«Oggi come ieri, teatro è responsabilità, consapevolezza di problemi civili, etici, comportamentali, impegno a scelte personali che possono essere traumatiche, ma che devono considerarsi ineludibili.
Oggi come ieri, teatro è acquisizione e governo di mezzi d’espressione, affermazione di umane conquiste, esaltazione di forze individuali e di esigenze sociali. Oggi come ieri, teatro è libertà, lotta per essere artefici della propria sorte, ricerca del significato dell’esistenza, meditazione di interrogativi spesso destinati a rimanere senza risposta, rifiuto di essere oppressi, disdegno di farsi oppressori».
Con queste parole Giusto Monaco, l’illustre filologo cui si deve tanta parte della fortuna che ha conosciuto la drammaturgia greca e latina, nell’ultimo scorcio del Novecento, sul duplice versante della ricerca scientifica e della sperimentazione scenica, definiva, poco prima di morire, natura e ruolo del teatro.
Non solo del teatro antico, ma del teatro in quanto tale. Non sfuggiva a Monaco che le antiche fabulae furono concepite come copioni destinati alla scena, che la filologia, che ha per oggetto quel corpus di opere deve, dunque, essere in primo luogo filologia teatrale, che non ha fondamento alcuno la pretesa della fedeltà archeologica nella riproposizione di tragedie e commedie classiche, laddove occorre, piuttosto, mettere a frutto le modalità proprie della comunicazione teatrale contemporanea e, contestualmente, render manifesta l’irriducibile alterità di voci che parlano di una civiltà lontana da quella odierna, seppure in qualche misura ne è all’origine.
La via lucidamente individuata era quella dell’indagine che contaminasse ambiti tra loro tradizionalmente distanti, filologia classica e riflessione teorica sui linguaggi della drammaturgia, archeologia e antropologia: la mise en scène, in questa chiave, doveva costituire un momento di sperimentazione e di verifica, capace di rendere il grande patrimonio culturale degli antichi, troppo spesso divenuto sapere specialistico per pochi raffinati esegeti, bene “popolare”, condiviso cioè da vasti strati sociali, per lo più rimasti esclusi dall’accesso a una cultura tradizionalmente “alta”.

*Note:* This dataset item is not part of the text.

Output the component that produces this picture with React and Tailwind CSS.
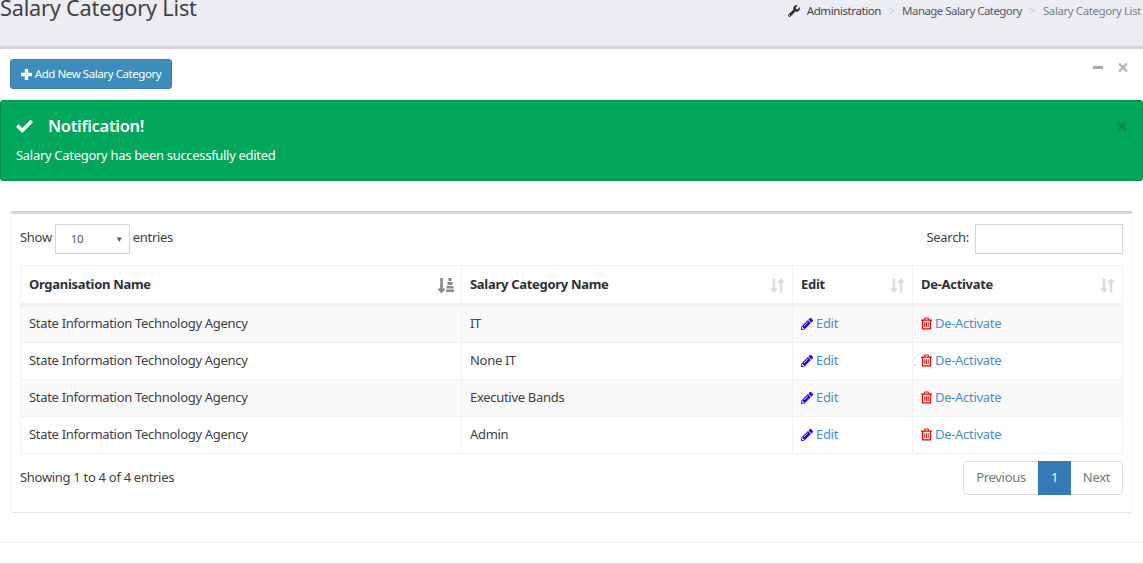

Si trattava, in tutta evidenza, di una scommessa rischiosa, ma per oltre un ventennio vinta, con risultati difficilmente prevedibili, tanto dal punto di vista del progresso degli studi quanto per il successo riscosso da produzioni drammaturgiche che si avvalevano, in modo talora assai felice, dell’innovativa sinergia di antichisti e di professionisti del teatro.